→ Exercise prompt
Type out the data exactly as given. Skip any image.

→ Dataset excerpt
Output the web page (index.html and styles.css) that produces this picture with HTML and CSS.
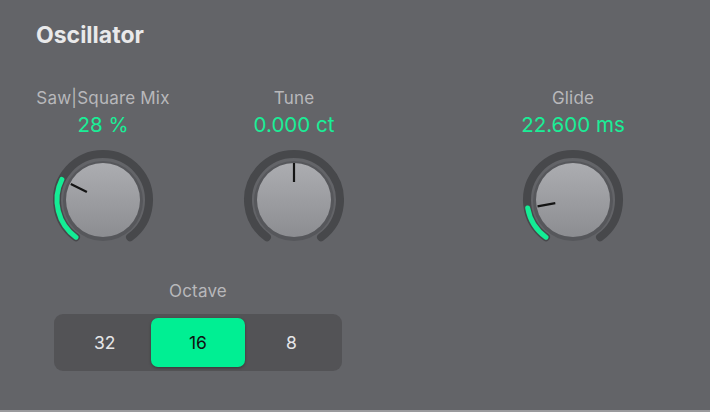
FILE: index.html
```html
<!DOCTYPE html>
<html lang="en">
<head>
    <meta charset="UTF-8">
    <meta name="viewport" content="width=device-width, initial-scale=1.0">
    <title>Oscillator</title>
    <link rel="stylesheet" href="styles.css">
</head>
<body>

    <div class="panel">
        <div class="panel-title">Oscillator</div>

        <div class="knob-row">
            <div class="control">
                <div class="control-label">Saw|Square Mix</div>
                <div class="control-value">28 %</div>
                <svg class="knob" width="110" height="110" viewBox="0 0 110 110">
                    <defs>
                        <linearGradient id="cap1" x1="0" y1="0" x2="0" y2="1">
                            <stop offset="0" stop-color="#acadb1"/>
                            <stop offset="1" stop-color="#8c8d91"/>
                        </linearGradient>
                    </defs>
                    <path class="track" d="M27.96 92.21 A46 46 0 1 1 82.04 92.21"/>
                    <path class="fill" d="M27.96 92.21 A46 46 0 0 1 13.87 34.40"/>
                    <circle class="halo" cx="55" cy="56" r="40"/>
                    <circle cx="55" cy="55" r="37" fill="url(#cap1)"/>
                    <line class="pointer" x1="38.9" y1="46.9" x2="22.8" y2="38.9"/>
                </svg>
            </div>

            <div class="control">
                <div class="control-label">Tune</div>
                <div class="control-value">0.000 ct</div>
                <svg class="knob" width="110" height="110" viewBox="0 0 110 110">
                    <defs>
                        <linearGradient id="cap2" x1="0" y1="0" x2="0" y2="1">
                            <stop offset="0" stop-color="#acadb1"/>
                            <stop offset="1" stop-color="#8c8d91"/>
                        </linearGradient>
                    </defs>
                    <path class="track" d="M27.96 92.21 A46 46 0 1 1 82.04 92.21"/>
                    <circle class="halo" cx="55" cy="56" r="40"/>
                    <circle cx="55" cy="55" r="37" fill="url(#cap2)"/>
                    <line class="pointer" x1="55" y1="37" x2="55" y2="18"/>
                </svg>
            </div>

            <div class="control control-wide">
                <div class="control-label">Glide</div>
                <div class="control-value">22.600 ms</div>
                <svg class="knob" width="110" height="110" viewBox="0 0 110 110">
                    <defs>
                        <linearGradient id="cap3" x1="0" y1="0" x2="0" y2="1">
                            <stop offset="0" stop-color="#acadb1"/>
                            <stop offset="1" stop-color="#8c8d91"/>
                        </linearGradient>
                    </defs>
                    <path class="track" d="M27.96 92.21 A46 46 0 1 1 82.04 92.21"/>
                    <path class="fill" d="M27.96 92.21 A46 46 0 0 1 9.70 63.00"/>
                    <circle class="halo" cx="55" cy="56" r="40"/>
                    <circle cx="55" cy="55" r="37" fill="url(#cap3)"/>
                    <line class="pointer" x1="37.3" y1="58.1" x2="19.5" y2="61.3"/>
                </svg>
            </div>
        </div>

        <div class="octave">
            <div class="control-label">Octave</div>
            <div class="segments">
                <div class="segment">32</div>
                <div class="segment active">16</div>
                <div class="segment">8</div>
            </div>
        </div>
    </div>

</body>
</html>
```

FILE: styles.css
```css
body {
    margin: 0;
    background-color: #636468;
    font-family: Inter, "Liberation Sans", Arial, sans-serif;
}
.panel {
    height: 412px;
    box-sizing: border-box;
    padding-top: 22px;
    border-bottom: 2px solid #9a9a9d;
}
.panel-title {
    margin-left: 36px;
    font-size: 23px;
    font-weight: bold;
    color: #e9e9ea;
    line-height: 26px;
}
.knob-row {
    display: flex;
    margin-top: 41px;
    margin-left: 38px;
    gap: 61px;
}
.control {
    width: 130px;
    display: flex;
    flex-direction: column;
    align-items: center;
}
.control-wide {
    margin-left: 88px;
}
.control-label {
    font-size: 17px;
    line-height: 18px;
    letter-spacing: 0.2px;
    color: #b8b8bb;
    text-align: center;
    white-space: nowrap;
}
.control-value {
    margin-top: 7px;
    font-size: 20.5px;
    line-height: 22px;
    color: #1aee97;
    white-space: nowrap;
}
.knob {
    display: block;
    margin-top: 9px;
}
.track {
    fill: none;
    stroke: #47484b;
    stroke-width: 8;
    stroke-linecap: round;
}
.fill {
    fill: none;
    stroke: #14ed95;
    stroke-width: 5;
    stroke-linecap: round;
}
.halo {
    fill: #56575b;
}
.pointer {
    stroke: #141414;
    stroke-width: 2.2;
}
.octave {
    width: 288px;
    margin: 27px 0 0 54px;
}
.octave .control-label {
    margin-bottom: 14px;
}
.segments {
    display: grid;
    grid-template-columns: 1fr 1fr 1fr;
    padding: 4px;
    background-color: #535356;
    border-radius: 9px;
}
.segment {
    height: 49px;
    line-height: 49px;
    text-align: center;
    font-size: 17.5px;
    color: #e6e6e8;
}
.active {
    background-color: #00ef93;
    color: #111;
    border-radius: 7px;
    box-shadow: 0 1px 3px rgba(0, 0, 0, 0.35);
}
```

→ Answer to this problem
Output the web page (index.html and styles.css) that produces this picture with HTML and CSS.
FILE: index.html
```html
<!DOCTYPE html>
<html lang="en">
<head>
    <meta charset="UTF-8">
    <meta name="viewport" content="width=device-width, initial-scale=1.0">
    <title>Oscillator</title>
    <link rel="stylesheet" href="styles.css">
</head>
<body>

    <div class="panel">
        <div class="panel-title">Oscillator</div>

        <div class="knob-row">
            <div class="control">
                <div class="control-label">Saw|Square Mix</div>
                <div class="control-value">28 %</div>
                <svg class="knob" width="110" height="110" viewBox="0 0 110 110">
                    <defs>
                        <linearGradient id="cap1" x1="0" y1="0" x2="0" y2="1">
                            <stop offset="0" stop-color="#acadb1"/>
                            <stop offset="1" stop-color="#8c8d91"/>
                        </linearGradient>
                    </defs>
                    <path class="track" d="M27.96 92.21 A46 46 0 1 1 82.04 92.21"/>
                    <path class="fill" d="M27.96 92.21 A46 46 0 0 1 13.87 34.40"/>
                    <circle class="halo" cx="55" cy="56" r="40"/>
                    <circle cx="55" cy="55" r="37" fill="url(#cap1)"/>
                    <line class="pointer" x1="38.9" y1="46.9" x2="22.8" y2="38.9"/>
                </svg>
            </div>

            <div class="control">
                <div class="control-label">Tune</div>
                <div class="control-value">0.000 ct</div>
                <svg class="knob" width="110" height="110" viewBox="0 0 110 110">
                    <defs>
                        <linearGradient id="cap2" x1="0" y1="0" x2="0" y2="1">
                            <stop offset="0" stop-color="#acadb1"/>
                            <stop offset="1" stop-color="#8c8d91"/>
                        </linearGradient>
                    </defs>
                    <path class="track" d="M27.96 92.21 A46 46 0 1 1 82.04 92.21"/>
                    <circle class="halo" cx="55" cy="56" r="40"/>
                    <circle cx="55" cy="55" r="37" fill="url(#cap2)"/>
                    <line class="pointer" x1="55" y1="37" x2="55" y2="18"/>
                </svg>
            </div>

            <div class="control control-wide">
                <div class="control-label">Glide</div>
                <div class="control-value">22.600 ms</div>
                <svg class="knob" width="110" height="110" viewBox="0 0 110 110">
                    <defs>
                        <linearGradient id="cap3" x1="0" y1="0" x2="0" y2="1">
                            <stop offset="0" stop-color="#acadb1"/>
                            <stop offset="1" stop-color="#8c8d91"/>
                        </linearGradient>
                    </defs>
                    <path class="track" d="M27.96 92.21 A46 46 0 1 1 82.04 92.21"/>
                    <path class="fill" d="M27.96 92.21 A46 46 0 0 1 9.70 63.00"/>
                    <circle class="halo" cx="55" cy="56" r="40"/>
                    <circle cx="55" cy="55" r="37" fill="url(#cap3)"/>
                    <line class="pointer" x1="37.3" y1="58.1" x2="19.5" y2="61.3"/>
                </svg>
            </div>
        </div>

        <div class="octave">
            <div class="control-label">Octave</div>
            <div class="segments">
                <div class="segment">32</div>
                <div class="segment active">16</div>
                <div class="segment">8</div>
            </div>
        </div>
    </div>

</body>
</html>
```

FILE: styles.css
```css
body {
    margin: 0;
    background-color: #636468;
    font-family: Inter, "Liberation Sans", Arial, sans-serif;
}
.panel {
    height: 412px;
    box-sizing: border-box;
    padding-top: 22px;
    border-bottom: 2px solid #9a9a9d;
}
.panel-title {
    margin-left: 36px;
    font-size: 23px;
    font-weight: bold;
    color: #e9e9ea;
    line-height: 26px;
}
.knob-row {
    display: flex;
    margin-top: 41px;
    margin-left: 38px;
    gap: 61px;
}
.control {
    width: 130px;
    display: flex;
    flex-direction: column;
    align-items: center;
}
.control-wide {
    margin-left: 88px;
}
.control-label {
    font-size: 17px;
    line-height: 18px;
    letter-spacing: 0.2px;
    color: #b8b8bb;
    text-align: center;
    white-space: nowrap;
}
.control-value {
    margin-top: 7px;
    font-size: 20.5px;
    line-height: 22px;
    color: #1aee97;
    white-space: nowrap;
}
.knob {
    display: block;
    margin-top: 9px;
}
.track {
    fill: none;
    stroke: #47484b;
    stroke-width: 8;
    stroke-linecap: round;
}
.fill {
    fill: none;
    stroke: #14ed95;
    stroke-width: 5;
    stroke-linecap: round;
}
.halo {
    fill: #56575b;
}
.pointer {
    stroke: #141414;
    stroke-width: 2.2;
}
.octave {
    width: 288px;
    margin: 27px 0 0 54px;
}
.octave .control-label {
    margin-bottom: 14px;
}
.segments {
    display: grid;
    grid-template-columns: 1fr 1fr 1fr;
    padding: 4px;
    background-color: #535356;
    border-radius: 9px;
}
.segment {
    height: 49px;
    line-height: 49px;
    text-align: center;
    font-size: 17.5px;
    color: #e6e6e8;
}
.active {
    background-color: #00ef93;
    color: #111;
    border-radius: 7px;
    box-shadow: 0 1px 3px rgba(0, 0, 0, 0.35);
}
```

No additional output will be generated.